Extract from the listing each line in which the word "styles" appears.

## Data:
****
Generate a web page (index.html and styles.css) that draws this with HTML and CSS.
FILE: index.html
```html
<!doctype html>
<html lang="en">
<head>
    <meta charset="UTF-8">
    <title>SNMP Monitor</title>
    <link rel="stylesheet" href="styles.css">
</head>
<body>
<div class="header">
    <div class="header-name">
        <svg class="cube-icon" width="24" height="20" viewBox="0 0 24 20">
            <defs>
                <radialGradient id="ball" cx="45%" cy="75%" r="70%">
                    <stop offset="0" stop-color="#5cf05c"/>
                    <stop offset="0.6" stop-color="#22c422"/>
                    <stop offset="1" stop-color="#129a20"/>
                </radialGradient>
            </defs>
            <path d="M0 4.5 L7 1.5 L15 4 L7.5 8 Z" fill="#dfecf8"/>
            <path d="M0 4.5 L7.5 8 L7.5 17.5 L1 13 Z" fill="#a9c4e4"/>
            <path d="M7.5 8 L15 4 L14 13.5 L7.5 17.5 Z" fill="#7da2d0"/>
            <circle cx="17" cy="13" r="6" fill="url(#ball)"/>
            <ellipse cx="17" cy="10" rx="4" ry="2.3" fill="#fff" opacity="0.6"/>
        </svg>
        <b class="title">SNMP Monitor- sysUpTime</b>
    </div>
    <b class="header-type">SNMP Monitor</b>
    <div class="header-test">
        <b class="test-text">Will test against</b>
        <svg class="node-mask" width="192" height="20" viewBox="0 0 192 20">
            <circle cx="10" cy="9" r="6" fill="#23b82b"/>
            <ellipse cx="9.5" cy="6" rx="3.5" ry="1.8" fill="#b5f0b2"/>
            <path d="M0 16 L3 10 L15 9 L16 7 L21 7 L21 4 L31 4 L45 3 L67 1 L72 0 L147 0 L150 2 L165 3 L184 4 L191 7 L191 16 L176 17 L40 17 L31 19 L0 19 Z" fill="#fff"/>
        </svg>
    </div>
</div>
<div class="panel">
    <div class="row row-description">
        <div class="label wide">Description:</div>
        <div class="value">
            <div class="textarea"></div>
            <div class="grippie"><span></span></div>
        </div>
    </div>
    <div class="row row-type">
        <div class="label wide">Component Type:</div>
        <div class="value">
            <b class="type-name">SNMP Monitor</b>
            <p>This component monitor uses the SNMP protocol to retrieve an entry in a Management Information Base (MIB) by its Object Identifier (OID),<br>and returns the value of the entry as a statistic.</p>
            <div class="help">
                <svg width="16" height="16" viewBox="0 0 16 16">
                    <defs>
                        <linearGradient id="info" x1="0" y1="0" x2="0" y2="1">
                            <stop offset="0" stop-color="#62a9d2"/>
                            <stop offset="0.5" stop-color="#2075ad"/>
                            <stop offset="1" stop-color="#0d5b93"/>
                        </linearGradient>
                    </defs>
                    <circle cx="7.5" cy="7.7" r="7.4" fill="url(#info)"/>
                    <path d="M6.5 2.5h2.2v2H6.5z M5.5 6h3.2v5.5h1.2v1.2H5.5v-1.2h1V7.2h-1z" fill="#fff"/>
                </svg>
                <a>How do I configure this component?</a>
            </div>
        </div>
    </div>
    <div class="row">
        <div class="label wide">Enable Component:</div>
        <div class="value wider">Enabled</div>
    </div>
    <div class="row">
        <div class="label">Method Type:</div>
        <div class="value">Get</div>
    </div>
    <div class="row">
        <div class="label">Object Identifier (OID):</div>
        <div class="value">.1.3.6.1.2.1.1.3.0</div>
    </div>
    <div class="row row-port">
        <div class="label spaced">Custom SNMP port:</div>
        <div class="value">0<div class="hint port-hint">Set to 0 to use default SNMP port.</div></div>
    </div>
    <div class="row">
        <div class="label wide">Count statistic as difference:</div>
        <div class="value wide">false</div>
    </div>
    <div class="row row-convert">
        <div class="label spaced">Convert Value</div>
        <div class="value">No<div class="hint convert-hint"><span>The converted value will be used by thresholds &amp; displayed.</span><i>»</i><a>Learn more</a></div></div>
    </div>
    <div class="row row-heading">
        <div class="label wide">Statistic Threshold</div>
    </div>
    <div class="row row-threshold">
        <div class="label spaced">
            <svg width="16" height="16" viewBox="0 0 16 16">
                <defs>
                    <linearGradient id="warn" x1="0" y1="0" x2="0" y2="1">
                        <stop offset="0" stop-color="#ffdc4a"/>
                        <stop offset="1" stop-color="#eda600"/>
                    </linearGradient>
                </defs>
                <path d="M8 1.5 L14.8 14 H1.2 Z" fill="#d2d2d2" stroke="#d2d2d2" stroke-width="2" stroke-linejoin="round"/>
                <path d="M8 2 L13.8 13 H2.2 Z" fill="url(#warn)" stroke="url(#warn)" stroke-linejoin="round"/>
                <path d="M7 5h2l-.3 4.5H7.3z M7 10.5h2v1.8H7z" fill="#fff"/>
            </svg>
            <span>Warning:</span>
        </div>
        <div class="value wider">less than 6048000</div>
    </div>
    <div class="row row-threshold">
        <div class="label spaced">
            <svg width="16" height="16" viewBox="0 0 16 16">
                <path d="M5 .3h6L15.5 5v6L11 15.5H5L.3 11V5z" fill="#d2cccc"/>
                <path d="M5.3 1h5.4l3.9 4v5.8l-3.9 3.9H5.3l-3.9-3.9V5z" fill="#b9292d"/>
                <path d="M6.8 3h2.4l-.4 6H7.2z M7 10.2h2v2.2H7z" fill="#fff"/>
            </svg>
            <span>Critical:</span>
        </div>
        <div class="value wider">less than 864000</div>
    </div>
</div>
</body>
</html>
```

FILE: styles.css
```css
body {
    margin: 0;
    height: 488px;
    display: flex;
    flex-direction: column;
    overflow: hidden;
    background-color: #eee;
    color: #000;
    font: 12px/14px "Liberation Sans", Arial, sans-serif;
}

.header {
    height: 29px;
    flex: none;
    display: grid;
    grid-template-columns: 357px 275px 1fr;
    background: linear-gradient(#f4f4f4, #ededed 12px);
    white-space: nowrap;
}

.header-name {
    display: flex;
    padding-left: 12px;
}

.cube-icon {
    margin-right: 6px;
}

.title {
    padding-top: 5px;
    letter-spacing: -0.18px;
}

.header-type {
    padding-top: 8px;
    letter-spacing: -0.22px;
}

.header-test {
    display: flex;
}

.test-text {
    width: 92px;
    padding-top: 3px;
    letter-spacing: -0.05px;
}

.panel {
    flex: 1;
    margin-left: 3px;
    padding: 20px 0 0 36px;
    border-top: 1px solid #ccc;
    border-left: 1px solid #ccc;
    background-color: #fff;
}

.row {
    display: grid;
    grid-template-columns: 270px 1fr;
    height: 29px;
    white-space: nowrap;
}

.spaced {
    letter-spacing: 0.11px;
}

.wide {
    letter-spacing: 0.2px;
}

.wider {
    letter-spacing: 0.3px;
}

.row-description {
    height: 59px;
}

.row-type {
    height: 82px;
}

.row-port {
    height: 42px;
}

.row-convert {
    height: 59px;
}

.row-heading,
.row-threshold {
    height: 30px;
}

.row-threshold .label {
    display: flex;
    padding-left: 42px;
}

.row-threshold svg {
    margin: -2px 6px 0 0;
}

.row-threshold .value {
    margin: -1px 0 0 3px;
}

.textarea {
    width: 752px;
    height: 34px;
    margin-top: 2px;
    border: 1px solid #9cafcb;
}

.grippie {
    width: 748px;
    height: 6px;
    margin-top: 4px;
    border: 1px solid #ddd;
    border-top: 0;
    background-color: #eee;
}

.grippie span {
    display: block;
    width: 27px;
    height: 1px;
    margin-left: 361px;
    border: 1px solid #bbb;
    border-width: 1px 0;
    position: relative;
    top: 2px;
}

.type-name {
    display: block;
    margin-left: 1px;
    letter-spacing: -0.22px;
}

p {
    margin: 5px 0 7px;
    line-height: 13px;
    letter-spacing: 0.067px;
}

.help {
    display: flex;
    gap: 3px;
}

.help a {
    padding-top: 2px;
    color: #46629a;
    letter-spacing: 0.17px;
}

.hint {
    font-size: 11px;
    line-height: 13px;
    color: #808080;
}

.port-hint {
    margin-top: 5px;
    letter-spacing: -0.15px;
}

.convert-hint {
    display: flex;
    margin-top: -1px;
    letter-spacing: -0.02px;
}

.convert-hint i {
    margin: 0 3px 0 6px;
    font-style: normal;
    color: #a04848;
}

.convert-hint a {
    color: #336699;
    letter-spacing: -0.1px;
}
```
****
## Written solution:
Generate a web page (index.html and styles.css) that draws this with HTML and CSS.
    <link rel="stylesheet" href="styles.css">
FILE: styles.css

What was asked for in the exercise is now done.